Respecto a los potenciales perdedores del acuerdo, quién dijo que cuando se hace una inversión, no se corre el riesgo de reducirse o desaparecer para dar lugar a otra actividad contra la cual no se puede competir. O acaso los fabricantes de velas deberían haber obtenido un subsidio vitalicio o inclusive una regulación que impida la generación de luz eléctrica al no poder competir con ésta. De igual forma, quién dijo que nuestras empresas perdedoras, lo hacen por el acuerdo. No será simplemente por falta de competitividad internacional. De hecho, lo que estamos viendo hoy, no es más que la cosecha de una mala siembra hace 10, 20 y 30 años, en que nos equivocamos dirigiendo nuestras inversiones hacia actividades que nunca lo debíamos haber hecho, y ahora que nos abrimos a una economía recontra competitiva, nos damos cuenta que el modelo de protección nacional (devaluaciones y leyes de fomento industrial en su momento, aranceles, restricciones no arancelarias resultante de actividades de “lobby”, antes que por una visión de mercado, que generaban incentivos perversos y ventajas ficticias a favor de unos sectores, y en contra de otros, precisamente los de verdaderas ventajas competitivas). Además, quién dice que la desaparición de sectores desemplea recursos. Simplemente los libera para ser mejor aprovechados en otros sectores, aunque naturalmente esto toma su tiempo y tiene fuertes costos de reasignación.

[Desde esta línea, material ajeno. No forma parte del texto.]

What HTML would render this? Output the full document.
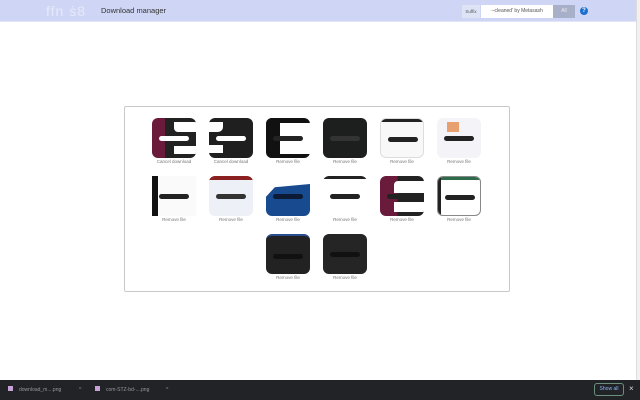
<!DOCTYPE html>
<html><head><meta charset="utf-8"><style>
*{margin:0;padding:0;box-sizing:border-box}
body{width:640px;height:400px;position:relative;overflow:hidden;background:#fff;font-family:"Liberation Sans",sans-serif}
.hdr{position:absolute;left:0;top:0;width:640px;height:22px;background:#cfd5f4;border-bottom:1px solid #e2e5f7}
.logo{position:absolute;left:46px;top:3px;font-size:14px;color:#e6e9fa;letter-spacing:1px}
.title{position:absolute;left:101px;top:6px;font-size:7.5px;color:#333}
.sfx{position:absolute;left:462px;top:5px;width:18px;height:13px;background:#dfe3f6;font-size:4.5px;color:#555;line-height:13px;text-align:center}
.inp{position:absolute;left:481px;top:5px;width:72px;height:13px;background:#fff;font-size:5px;color:#555;line-height:13px;text-align:center}
.btn{position:absolute;left:553px;top:5px;width:22px;height:13px;background:#a8afc8;font-size:5px;color:#eee;line-height:13px;text-align:center}
.help{position:absolute;left:580px;top:7px;width:8px;height:8px;border-radius:50%;background:#1a6fd0;color:#fff;font-size:6px;line-height:8px;text-align:center;font-weight:bold}
.sb{position:absolute;left:636px;top:0;width:4px;height:380px;background:#f1f1f1;border-left:1px solid #ddd}
.panel{position:absolute;left:124px;top:106px;width:386px;height:186px;border:1px solid #c9c9c9;border-radius:2px}
.t{position:absolute;width:44px;height:40px;border-radius:6px;overflow:hidden}
.p{position:absolute;left:7px;top:18px;width:30px;height:5px;border-radius:3px}
.l{position:absolute;width:60px;text-align:center;font-size:4.5px;color:#777}
.bar{position:absolute;left:0;top:380px;width:640px;height:20px;background:#222327}
.bar span{position:absolute;top:7px;font-size:5px;color:#999}
.ic{position:absolute;top:6px;width:5px;height:5px;background:#c7a2d8}
.show{position:absolute;left:594px;top:383px;width:30px;height:13px;border:1px solid #6c8f80;border-radius:3px;font-size:5px;color:#8ab4f8;line-height:11px;text-align:center}
</style></head><body>
<div class="hdr">
<div class="logo">ffn ṡ8</div>
<div class="title">Download manager</div>
<div class="sfx">Suffix</div><div class="inp">--cleaned' by Metasash</div><div class="btn">All</div>
<div class="help">?</div>
</div>
<div class="sb"></div>
<div class="panel"></div>

<div class="t" style="left:152px;top:118px;background:linear-gradient(90deg,#6a1a3a 0 30%,#222 30%)"><div style="position:absolute;left:22px;top:4px;width:22px;height:10px;background:#fff;border-radius:0 0 0 4px"></div><div style="position:absolute;left:22px;top:28px;width:22px;height:8px;background:#fff"></div><div class="p" style="background:#fff"></div></div>
<div class="l" style="left:144px;top:159px">Cancel download</div>
<div class="t" style="left:209px;top:118px;background:#1f1f1f"><div style="position:absolute;left:0;top:4px;width:14px;height:10px;background:#fff;border-radius:0 0 5px 0"></div><div style="position:absolute;left:0;top:27px;width:14px;height:8px;background:#fff"></div><div class="p" style="background:#fff"></div></div>
<div class="l" style="left:201px;top:159px">Cancel download</div>
<div class="t" style="left:266px;top:118px;background:#fff"><div style="position:absolute;left:0;top:0;width:44px;height:5px;background:#111"></div><div style="position:absolute;left:0;top:0;width:14px;height:40px;background:#111"></div><div style="position:absolute;left:0;top:36px;width:44px;height:4px;background:#111"></div><div class="p" style="background:#222"></div></div>
<div class="l" style="left:258px;top:159px">Remove file</div>
<div class="t" style="left:323px;top:118px;background:#1c1f1d"><div class="p" style="background:#333"></div></div>
<div class="l" style="left:315px;top:159px">Remove file</div>
<div class="t" style="left:380px;top:118px;background:#f8f8f8;border:1px solid #ddd"><div style="position:absolute;left:0;top:0;width:44px;height:3px;background:#222"></div><div class="p" style="background:#222"></div></div>
<div class="l" style="left:372px;top:159px">Remove file</div>
<div class="t" style="left:437px;top:118px;background:#f4f4f8"><div style="position:absolute;left:10px;top:4px;width:12px;height:10px;background:#e8a070"></div><div class="p" style="background:#222"></div></div>
<div class="l" style="left:429px;top:159px">Remove file</div>

<div class="t" style="left:152px;top:176px;background:#fafafa;border-radius:0"><div style="position:absolute;left:0;top:0;width:6px;height:40px;background:#111"></div><div class="p" style="background:#222"></div></div>
<div class="l" style="left:144px;top:217px">Remove file</div>
<div class="t" style="left:209px;top:176px;background:#eef0f8"><div style="position:absolute;left:0;top:0;width:44px;height:4px;background:#8a2020"></div><div class="p" style="background:#333"></div></div>
<div class="l" style="left:201px;top:217px">Remove file</div>
<div class="t" style="left:266px;top:176px;background:#fff"><div style="position:absolute;left:0;top:8px;width:44px;height:32px;background:#174a8f;clip-path:polygon(0 40%,20% 10%,100% 0,100% 100%,0 100%)"></div><div class="p" style="background:#0d1a33"></div></div>
<div class="l" style="left:258px;top:217px">Remove file</div>
<div class="t" style="left:323px;top:176px;background:#fff"><div style="position:absolute;left:0;top:0;width:44px;height:3px;background:#222"></div><div class="p" style="background:#222"></div></div>
<div class="l" style="left:315px;top:217px">Remove file</div>
<div class="t" style="left:380px;top:176px;background:linear-gradient(90deg,#6a1a3a 0 40%,#222 40%)"><div style="position:absolute;left:14px;top:5px;width:30px;height:12px;background:#fff;border-radius:4px 0 0 0"></div><div style="position:absolute;left:14px;top:26px;width:30px;height:10px;background:#fff"></div><div class="p" style="background:#222"></div></div>
<div class="l" style="left:372px;top:217px">Remove file</div>
<div class="t" style="left:437px;top:176px;background:#fff;border:1px solid #888"><div style="position:absolute;left:0;top:0;width:44px;height:3px;background:#2e6b4a"></div><div style="position:absolute;left:0;top:0;width:3px;height:40px;background:#222"></div><div class="p" style="background:#222"></div></div>
<div class="l" style="left:429px;top:217px">Remove file</div>

<div class="t" style="left:266px;top:234px;background:#222;border-top:2px solid #2a4d8f"><div class="p" style="background:#111"></div></div>
<div class="l" style="left:258px;top:275px">Remove file</div>
<div class="t" style="left:323px;top:234px;background:#252525"><div class="p" style="background:#111"></div></div>
<div class="l" style="left:315px;top:275px">Remove file</div>

<div class="bar">
<div class="ic" style="left:8px"></div><span style="left:19px">download_m....png</span><span style="left:79px">^</span>
<div class="ic" style="left:95px"></div><span style="left:106px">com-STZ-bd-....png</span><span style="left:166px">^</span>
</div>
<div class="show">Show all</div>
<div style="position:absolute;left:629px;top:384px;font-size:8px;color:#ddd">×</div>
</body></html>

Podemos concluir que, con el acuerdo, el país gana como un todo, pero el TLC no resolverá por arte de magia nuestros problemas, pues nuestro potencial de crecimiento depende de mantener los equilibrios económicos básicos y reglas del juego claras, de superar una serie de impedimentos estructurales y regulatorios al crecimiento: mercado laboral, regulaciones sectoriales inadecuadas en petróleo, telecomunicaciones y energía, falta de tecnología, contar con mercados flexibles y una buena red de protección social para facilitar el ajuste (que envuelve tanto la expansión de los sectores favorecidos como la contracción de aquellos que pierdan), y finalmente mejorar la calidad y la eficiencia del sector público (administración central, salud y educación pública).